Avengers, Earth's Mightiest Heroes, Season 2, Episode 7: Who Do You Trust
We're finally going to continue the Skrull invasion storyline, and a lot of ground gets covered in this episode. The first scene is Director Maria Hill getting attacked by Mockingbird and Nick Fury, who ends up actually trying to catch Hill up to the existence of the Skrulls, noting ominously that "everyone is compromised". Again, as Fury notes himself, there's no real way to know if Hill herself is a Skrull, but on the chance that she isn't, well... he needs allies. The thing about the Skrulls is that unlike the Kree, who are happy to show up in their huge warships and wave around giant hammers and demand that the silly Earthlings surrender, the Skrulls' infiltration is actually depicted pretty damn well, with the paranoia truly setting in and executed damn well for a show with kiddie censors.
And it's really such a shame on the Avengers' part, because this episode starts off with the team being all-too-happy. We get a funny moment with Hulk and Black Panther, while the battle against the flashy beast-man supervillain Griffin (one of the villains that broke out in the show premiere) is played up like a fun hazing session for the Avengers to throw on poor Ms. Marvel. Carol doesn't really have enough chances to really shine, honestly, and it's nice to see some of the few times that she's allowed to show off her personality.
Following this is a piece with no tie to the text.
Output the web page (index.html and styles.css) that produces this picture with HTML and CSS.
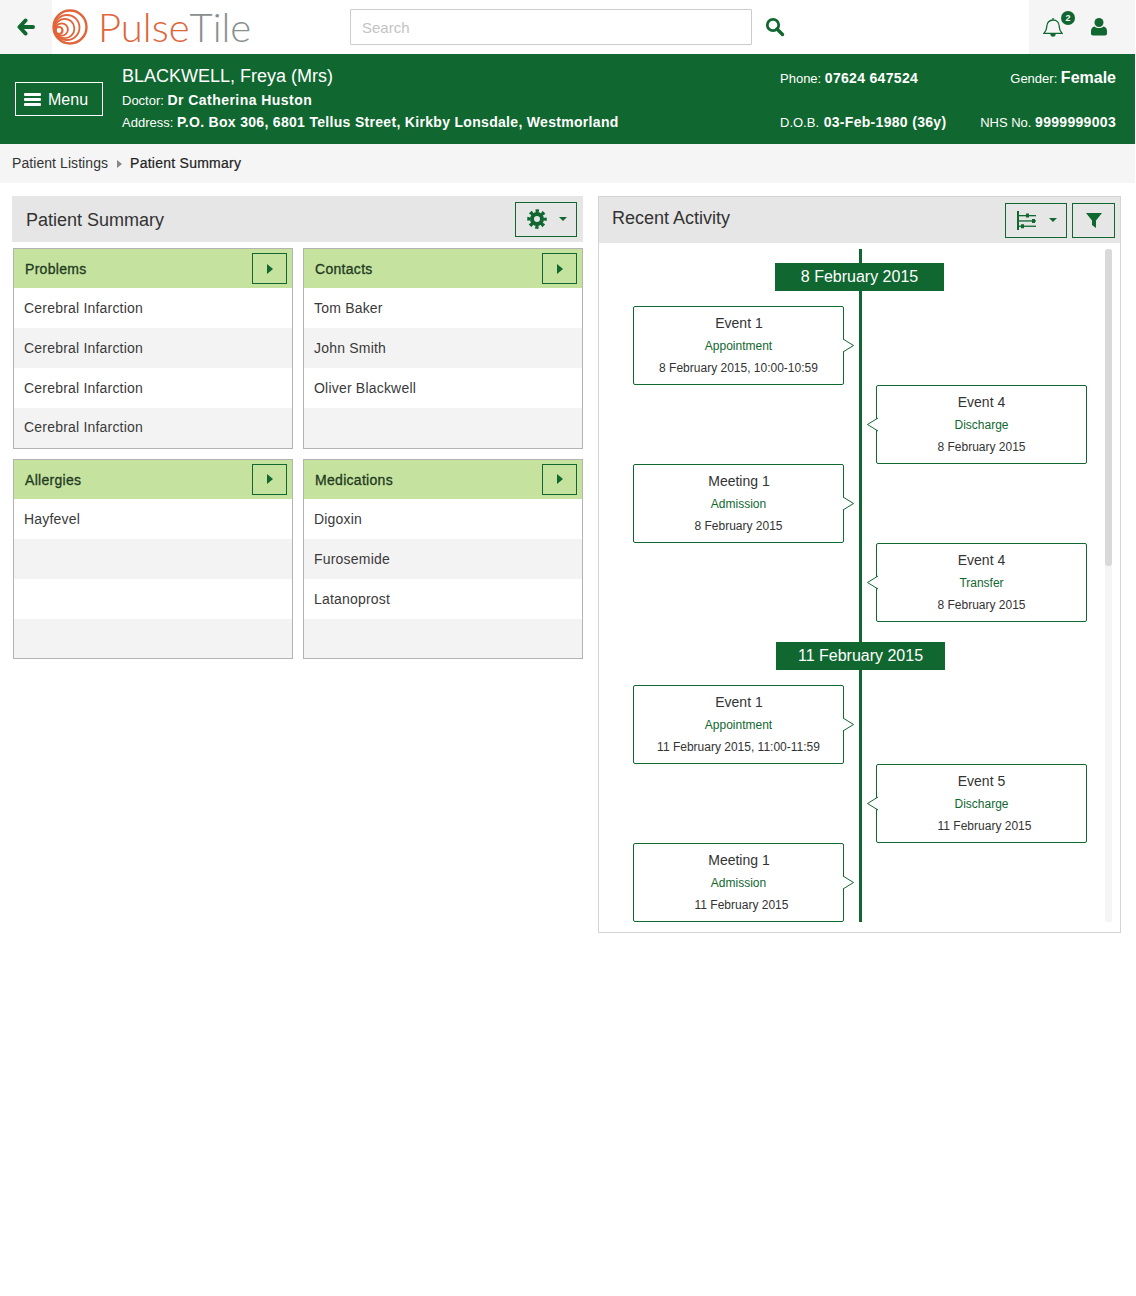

Of course, Griffin's entire attack was engineered by one of Nick Fury's agents, the newly-introduced Quake (yay Skye!), just to distract the Avengers so Black Widow can kidnap Tony Stark, and Nick Fury can tell Stark all about the Skrulls.
The thing is, Stark himself is a pretty paranoid and confrontational person by nature, so when shown the evidence from Nick Fury, his first instinct is definitely not to keep it hush-hush, but to confront everyone. Perhaps worse is the fact that Fury's little resistance cell gives evidence that someone from within the Avengers Mansion is in contact with the Skrull Madame Viper, and that Fury none-too-subtly implies that Hawkeye is a prime suspect due to his involvement during the whole Viper business... but also notes that this whole deal is more of a warning instead of accusing Hawkeye. "How do I know you are not a Skrull?" "Now you're getting it."
And the mood whiplash as Iron Man stalks out of the shadows, genuinely unsure of who the traitor is, while trying to talk this through... the thing is, Hawkeye has been falsely accused as a traitor throughout a huge chunk of season one, and having him be immediately defensive isn't out of the question for Hawkeye, but instead ends up looking like defensiveness for Iron Man on the off chance that Hawkeye is a Skrull Impostor. Sides are quickly chosen by the heroes, with Hulk always being anti-authoritarian and being Hawkeye's buddy; Wasp always willing to give people a chance... while Ms. Marvel, as an agent of SWORD, can't take the chance that it might be right. Black Panther is also a man that's always ruled more by logic than emotion, and, yes, of course the logical option is to scan Hawkeye regardless of hurt feelings. This little "Civil War" ends up erupting, and the entire Avengers ends up fracturing. Iron Man can't stand being in a team that he has no control on since he's not sure who to trust; Black Panther enacts to just return to Wakanda, disgusted by the behaviours of everyone; Ms. Marvel leaves to rejoin SWORD.
(Also, Thor is still MIA, trapped in Asgard, while Hank Pym's retired, to make things even worsre)
We're in an interesting pickle, of course, in the fact that as the audience, we've known who the Skrull Impostor is for a long time -- Captain America -- and unless the show's going to throw us for a loop and reveal a second impostor, it both sort of deflates the conflict when we know an answer, but also highlights the real tragedy when we know that all these guys are just doing what they think is best. Even Nick Fury, who's just observing with his little Charlie's Angels spy squad deal to just try and get the Skrull to be in a position where he'd be forced to reveal himself... and all that it manages to do, other than fracturing the Avengers, is to confirm that at least Tony Stark is reliable. Is the price that the Avengers spent too high, though?
Skrull-Cap, meanwhile, actually takes the best stance an infiltrator would in that situation, which is try to make use of the conflict to raise his own credibility in the team. He tries to defuse both Hawkeye and Iron Man during the early stages of the conflict, and ends up giving a token inspirational speech to get Hulk, Hawkeye and Wasp to remain Avengers, playing on Hawkeye's anger and refusal to be guilt-tripped to dance to his tunes. Of course, the show has another huge revelation at the end... that Fury's oh-so-secure little private spy-cell has already been infiltrated, with Mockingbird being revealed not just as a mere Skrull, but the Queen of Skrulls.
Overall, a pretty damn great episode! Normally in these 'our heroes fall apart due to a conflict' moment they tend to needlessly villify one or two members in the party, but the arguments given here are definitely in character and very sympathetic for the audience. Good episode, for sure, and I think one of the stronger ones in this season.